The Rohingya face the most extreme marginalization. Viewed as outsiders even by other minorities, the Rohingya are not officially recognized as one of Myanmar’s 135 ethnic groups. In 1982, the government, concerned about illegal immigration from Bangladesh, enacted a law that stripped the Rohingya of their citizenship, leaving them stateless.
Successive governments have defended this approach, arguing that past secessionist movements indicate that the Rohingya never identified as part of the country. And, in fact, the common classification of Rohingya as stateless “Bengalis” mirrors the status of Rohingya exiles in the country of their dreams, Pakistan, where tens of thousands took refuge during the Pakistani military genocide that led to Bangladesh’s independence.
Still, the fact is that Myanmar’s failure to construct an inclusive national identity has allowed old ethnic rivalries to continue to fuel terrorism, stifling the resource-rich country’s potential. What Myanmar needs now is an equitable, federalist system that accommodates its many ethnic minorities, who comprise roughly a third of the population, but cover half of the total land area.

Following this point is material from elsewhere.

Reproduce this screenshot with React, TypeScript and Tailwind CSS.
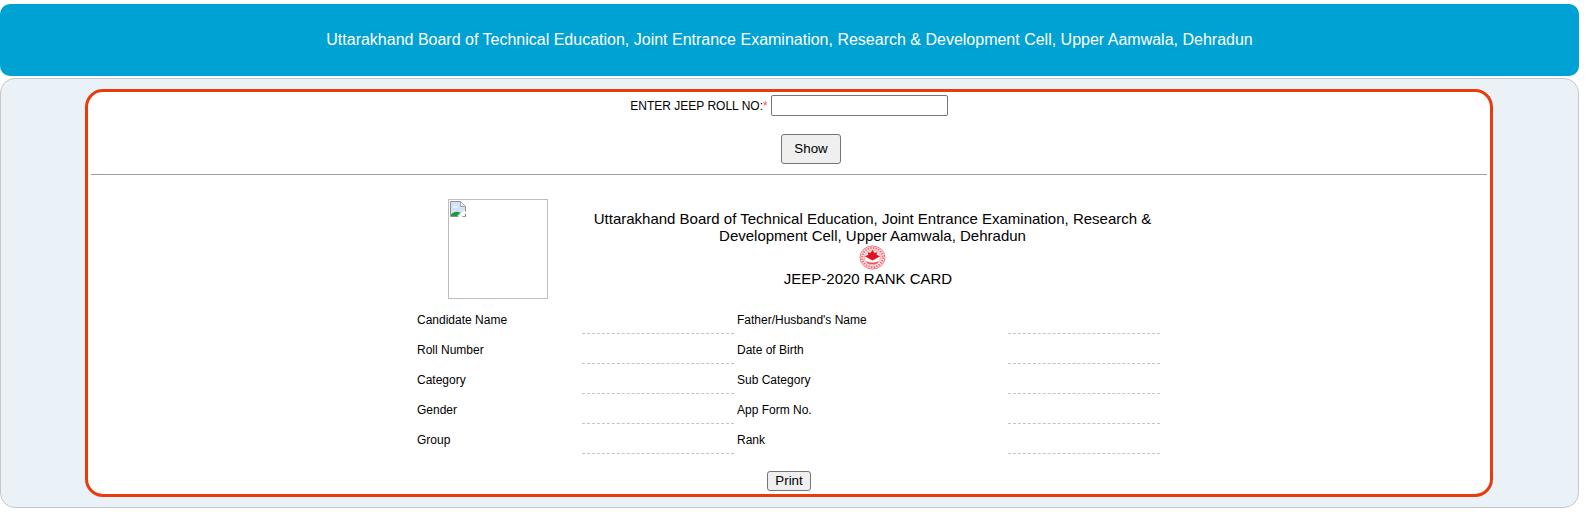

To this end, it is critical that Myanmar’s military immediately halt human-rights abuses in Rakhine. It will be impossible to ease tensions if soldiers are using disproportionate force, much less targeting civilians; indeed, such an approach is more likely to fuel than quell violent jihadism. But as the international community pressures Myanmar’s de facto leader Aung San Suu Kyi to take stronger action to protect the Rohingya, it is also vital to address the long history of Islamist extremism that has contributed to the ethnic group’s current plight.